The Document Produced after the Deposition
As noted, a document that could have been used in a witness deposition was produced after the witness testified. Dismissing the case because of the failure to produce a single document that could have been used in a deposition is truly to burn down the barn to roast the pig.
The FBI File
This record is unclear as to whether the FBI file exists. The defendants tell me that they only learned of its existence on October 19, 2006 and that it is not listed on the government's privilege log filed on August 24, 2006. I have seen an e-mail from Mark, indicating that, while she would request the file from the FBI, she would not agree to produce it until she first reviewed it. Harbert International Inc.'s Motion to Dismiss for Discovery Abuses by the Government,
Exhibit 35. Unfortunately, the government does not speak to defendants' contentions as to the FBI file in its opposition and I do not know what its position is. I will therefore order the government to file a praecipe within 5 days indicating whether the file exists and whether the government is claiming that any of its contents are privileged. If the government claims any privileges, it will simultaneously file a privilege log as required by Federal Rule of Civil Procedure 26(b)(5).
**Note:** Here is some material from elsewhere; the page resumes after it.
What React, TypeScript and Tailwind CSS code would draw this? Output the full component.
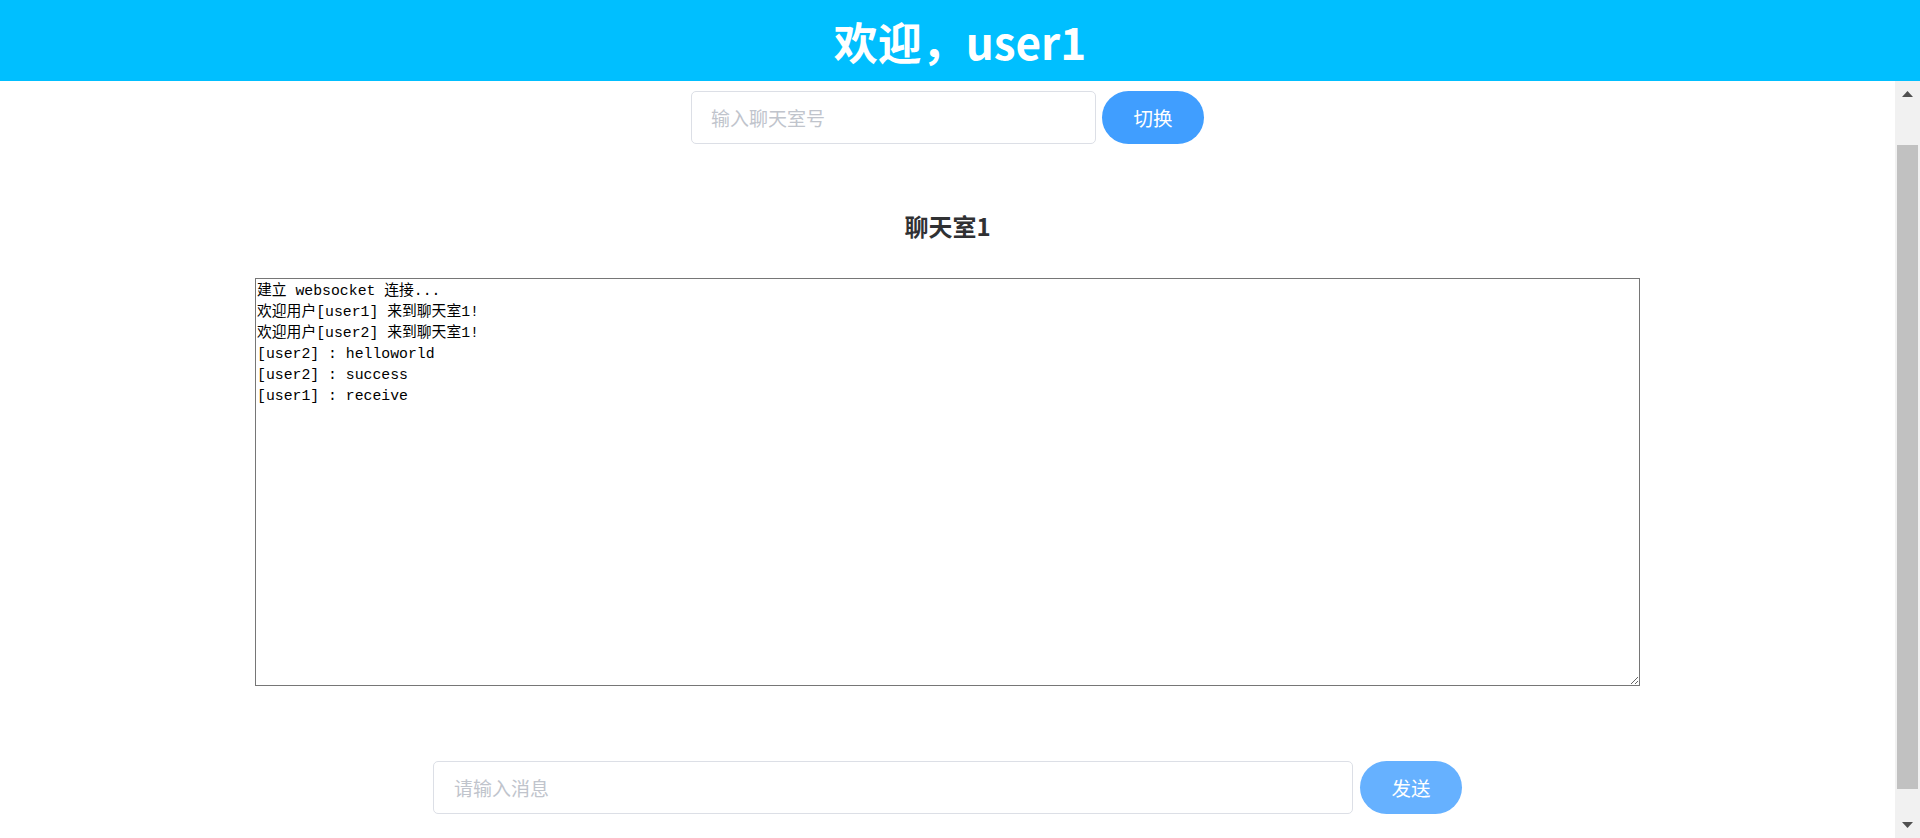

The government has withheld from its production the documents it claimed to be privileged in the privilege log of August 24, 2006. The government has not moved for a protective order nor have the defendants moved to compel, and discovery has ended. There is nothing more I can do.
I now turn to the evidence that has been lost.
The Lost Evidence
It is the law of this Circuit that a party has an obligation to preserve evidence it knew or reasonably should have known was relevant to the litigation and the destruction of which would prejudice the other party to that litigation. Shepherd,
62 F.2d at 149. The ultimate sanction of dismissal is appropriate only if the movant proves a failure to comply with this obligation by clear and convincing evidence. Id.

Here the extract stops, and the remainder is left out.